Summary: 1. Introduction. – 2. The First Working Group Discussions on Juvenile Justice. – 3. Dividing the Article into Two Sections: Treatment in Penal Matters and Torture/Capital Punishment. – 4. Conclusions.
The rights of the child have always been a focus of international organisations, including the United Nations. This is evidenced by the fact that in 1979 the UN Commission on Human Rights established a Working Group to draft a convention on the rights of the child, which from 1979 to 1989 worked on establishing a universal treaty for children around the world. Among other articles, members of the Working Group developed provisions on juvenile justice. The result of this hard work was that international standards of juvenile justice were established in Arts. 37 and 40 of the UN Convention on the Rights of the Child.
The historical and legal methods were the main methods of the research, which allowed us to make a comparison of the draft texts of Arts. 37 and 40. This comparison gave us an opportunity to trace the development of thoughts of states parties about the treatment of children in penal matters and punishments for committed crimes.
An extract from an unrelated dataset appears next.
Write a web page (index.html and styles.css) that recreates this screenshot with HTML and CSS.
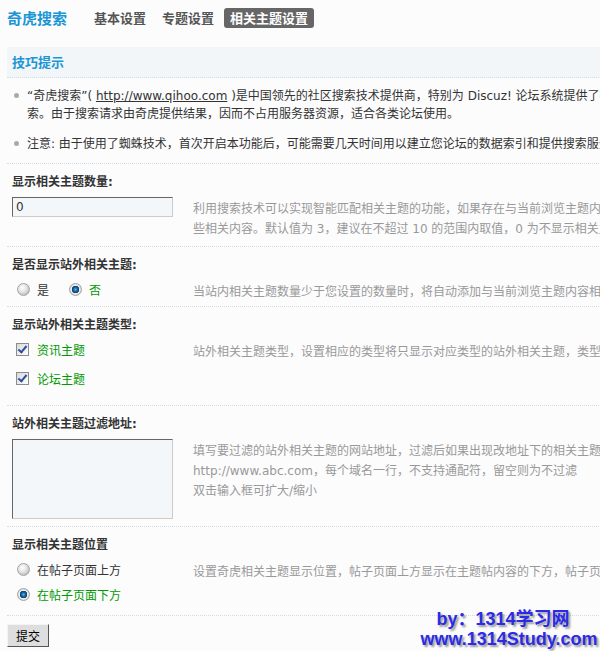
FILE: index.html
```html
<!DOCTYPE html>
<html lang="zh-CN">
<head>
  <meta charset="UTF-8" />
  <meta name="viewport" content="width=device-width, initial-scale=1.0"/>
  <title>奇虎搜索 - 相关主题设置</title>
  <link rel="stylesheet" href="styles.css">
</head>
<body>
  <div class="page">
    <div class="topbar">
      <h1 class="brand">奇虎搜索</h1>
      <ul class="tabs">
        <li><a href="#">基本设置</a></li>
        <li><a href="#">专题设置</a></li>
        <li class="current"><a href="#">相关主题设置</a></li>
      </ul>
    </div>

    <div class="tips">
      <h3 class="tips-title">技巧提示</h3>
      <ul class="tips-list">
        <li>“奇虎搜索”( <a href="#">http://www.qihoo.com</a> )是中国领先的社区搜索技术提供商，特别为 Discuz! 论坛系统提供了社区搜索的解决方案，让用户更方便地搜<br>索。由于搜索请求由奇虎提供结果，因而不占用服务器资源，适合各类论坛使用。</li>
        <li>注意: 由于使用了蜘蛛技术，首次开启本功能后，可能需要几天时间用以建立您论坛的数据索引和提供搜索服务。</li>
      </ul>
    </div>

    <form class="settings">
      <div class="setting">
        <h4 class="setting-label">显示相关主题数量:</h4>
        <div class="setting-body">
          <div class="control"><input type="text" class="txt" value="0"></div>
          <div class="tip">利用搜索技术可以实现智能匹配相关主题的功能，如果存在与当前浏览主题内容相关的主题，将在帖子底部显示这<br>些相关内容。默认值为 3，建议在不超过 10 的范围内取值，0 为不显示相关主题</div>
        </div>
      </div>

      <div class="setting setting-short">
        <h4 class="setting-label">是否显示站外相关主题:</h4>
        <div class="setting-body">
          <div class="control">
            <ul class="options inline">
              <li><input type="radio" class="radio" name="outside"><label>是</label></li>
              <li class="checked"><input type="radio" class="radio" name="outside" checked><label>否</label></li>
            </ul>
          </div>
          <div class="tip">当站内相关主题数量少于您设置的数量时，将自动添加与当前浏览主题内容相关的站外主题</div>
        </div>
      </div>

      <div class="setting">
        <h4 class="setting-label">显示站外相关主题类型:</h4>
        <div class="setting-body">
          <div class="control">
            <ul class="options checks">
              <li class="checked"><input type="checkbox" class="check" checked><label>资讯主题</label></li>
              <li class="checked"><input type="checkbox" class="check" checked><label>论坛主题</label></li>
            </ul>
          </div>
          <div class="tip">站外相关主题类型，设置相应的类型将只显示对应类型的站外相关主题，类型可以多选</div>
        </div>
      </div>

      <div class="setting">
        <h4 class="setting-label">站外相关主题过滤地址:</h4>
        <div class="setting-body">
          <div class="control"><textarea class="area"></textarea></div>
          <div class="tip">填写要过滤的站外相关主题的网站地址，过滤后如果出现改地址下的相关主题将不再显示，例如<br>http://www.abc.com，每个域名一行，不支持通配符，留空则为不过滤<br>双击输入框可扩大/缩小</div>
        </div>
      </div>

      <div class="setting">
        <h4 class="setting-label">显示相关主题位置</h4>
        <div class="setting-body">
          <div class="control">
            <ul class="options stack">
              <li><input type="radio" class="radio" name="position"><label>在帖子页面上方</label></li>
              <li class="checked"><input type="radio" class="radio" name="position" checked><label>在帖子页面下方</label></li>
            </ul>
          </div>
          <div class="tip">设置奇虎相关主题显示位置，帖子页面上方显示在主题帖内容的下方，帖子页面下方显示在快速回复框的上方</div>
        </div>
      </div>

      <div class="submit-row">
        <button type="button" class="btn">提交</button>
      </div>
    </form>
  </div>

  <div class="watermark">
    <div class="wm-by">by：1314学习网</div>
    <div>www.1314Study.com</div>
  </div>
</body>
</html>
```

FILE: styles.css
```css
html, body {
  margin: 0;
  overflow: hidden;
}

body {
  background-color: #fcfcfd;
  font-family: "DejaVu Sans", "Noto Sans CJK SC", sans-serif;
  font-size: 12px;
  color: #333;
}

.page {
  width: 1000px;
  padding-left: 7px;
}

/* top navigation */
.topbar {
  display: flex;
  align-items: center;
  height: 20px;
  padding-top: 8px;
  margin-bottom: 19px;
}

.brand {
  margin: 0 21px 0 0;
  font-family: "Noto Sans CJK SC", sans-serif;
  font-size: 15px;
  line-height: 20px;
  color: #1a96d4;
}

.tabs {
  display: flex;
  gap: 4px;
  list-style: none;
  margin: 0;
  padding: 0;
}

.tabs a {
  display: block;
  padding: 0 6px;
  line-height: 20px;
  font-family: "Noto Sans CJK SC", sans-serif;
  font-size: 13px;
  font-weight: bold;
  color: #555;
  text-decoration: none;
  border-radius: 3px;
}

.tabs .current a {
  background-color: #666;
  color: #fff;
}

/* tips box */
.tips-title {
  margin: 0;
  height: 30px;
  line-height: 30px;
  padding-left: 5px;
  background-color: #f2f6f9;
  color: #1a96d4;
  font-family: "Noto Sans CJK SC", sans-serif;
  font-size: 13px;
  border-bottom: 1px dotted #cfdde9;
}

.tips-list {
  list-style: none;
  margin: 0;
  padding: 9px 0 10px 20px;
  border-bottom: 1px dotted #cfdde9;
}

.tips-list li {
  position: relative;
  line-height: 18px;
  white-space: nowrap;
  margin-bottom: 12px;
}

.tips-list li:last-child {
  margin-bottom: 0;
}

.tips-list li::before {
  content: "";
  position: absolute;
  left: -13px;
  top: 6px;
  width: 5px;
  height: 5px;
  border-radius: 50%;
  background-color: #aaa;
}

.tips-list a {
  color: #333;
}

/* setting rows */
.setting {
  border-bottom: 1px dotted #cfdde9;
  padding: 8px 0 7px 5px;
}

.setting-short {
  padding-bottom: 4px;
}

.setting-label {
  margin: 0;
  font-size: 12px;
  line-height: 20px;
  font-weight: bold;
  color: #333;
}

.setting-body {
  display: flex;
  padding-top: 5px;
}

.control {
  width: 181px;
  flex: none;
}

.tip {
  margin-top: 2px;
  line-height: 20px;
  color: #999;
  white-space: nowrap;
}

.txt, .area {
  display: block;
  box-sizing: border-box;
  width: 161px;
  margin: 0;
  padding: 0 3px;
  border: 1px solid;
  border-color: #666 #ccc #ccc #666;
  background-color: #f4f7fa;
  font-family: "DejaVu Sans", sans-serif;
  font-size: 12px;
  color: #333;
}

.txt {
  height: 20px;
}

.area {
  height: 80px;
  resize: none;
}

.options {
  list-style: none;
  margin: 0;
  padding: 0;
}

.options li {
  display: flex;
  align-items: center;
  height: 18px;
}

.options.inline {
  display: flex;
}

.options.inline li {
  margin-right: 15px;
}

.options.checks li {
  margin-bottom: 11px;
}

.options.stack li {
  margin-bottom: 7px;
}

.options.stack li:last-child {
  margin-bottom: 5px;
}

.options .checked label {
  color: #090;
}

.radio {
  appearance: none;
  -webkit-appearance: none;
  flex: none;
  width: 13px;
  height: 13px;
  margin: 0 7px 0 5px;
  border-radius: 50%;
  border: 1px solid #a3a3a3;
  background: radial-gradient(circle at 40% 35%, #fff 0, #e4e4e4 4px, #c4c4c4 7px);
}

.radio:checked {
  background: radial-gradient(circle at 50% 50%, #5fb0e8 0, #1166b0 2px, #123a60 3.5px, #f0f0f0 4px, #c8c8c8 6.5px);
}

.check {
  appearance: none;
  -webkit-appearance: none;
  position: relative;
  flex: none;
  width: 13px;
  height: 13px;
  margin: 0 8px 0 4px;
  border: 1px solid #8c8c8c;
  background: linear-gradient(135deg, #d8d8d8, #fff);
}

.check:checked::after {
  content: "";
  position: absolute;
  left: 3px;
  top: 0;
  width: 3px;
  height: 7px;
  border: solid #2d4f9e;
  border-width: 0 2px 2px 0;
  transform: rotate(40deg);
}

/* submit */
.submit-row {
  padding-top: 8px;
}

.btn {
  height: 23px;
  margin: 0;
  padding: 0 8px;
  font-family: "Noto Sans CJK SC", sans-serif;
  font-size: 12px;
  color: #000;
  background-color: #dedede;
  border: 1px solid;
  border-color: #f4f4f4 #555 #555 #f4f4f4;
  cursor: pointer;
}

/* overlay stamp */
.watermark {
  position: absolute;
  left: 418px;
  top: 609px;
  width: 182px;
  text-align: center;
  font-family: "Liberation Sans", "Noto Sans CJK SC", sans-serif;
  font-size: 18px;
  font-weight: bold;
  line-height: 20px;
  color: #2b2be6;
  text-shadow: 2px 2px 2px #999;
}

.wm-by {
  padding-right: 12px;
}
```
The paper begins by considering the draft texts of Art. 20 (which would become Arts. 37 and 40) of the Convention that were proposed for discussion. We reveal the main discussions and contradictions of the members of the Working Group. The next part describes the reason for dividing the initial article about juvenile justice into two separate parts. The final important comments and suggestions of state parties are also highlighted.
The process of adopting these articles was long and difficult, as it turned out that developing universal proposals with which all member states would agree was a complex task. Nowadays, Ukraine is trying to reform its legislation, particularly in the sphere of juvenile justice. That is why some useful recommendations for Ukrainian legislation are proposed in the concluding remarks.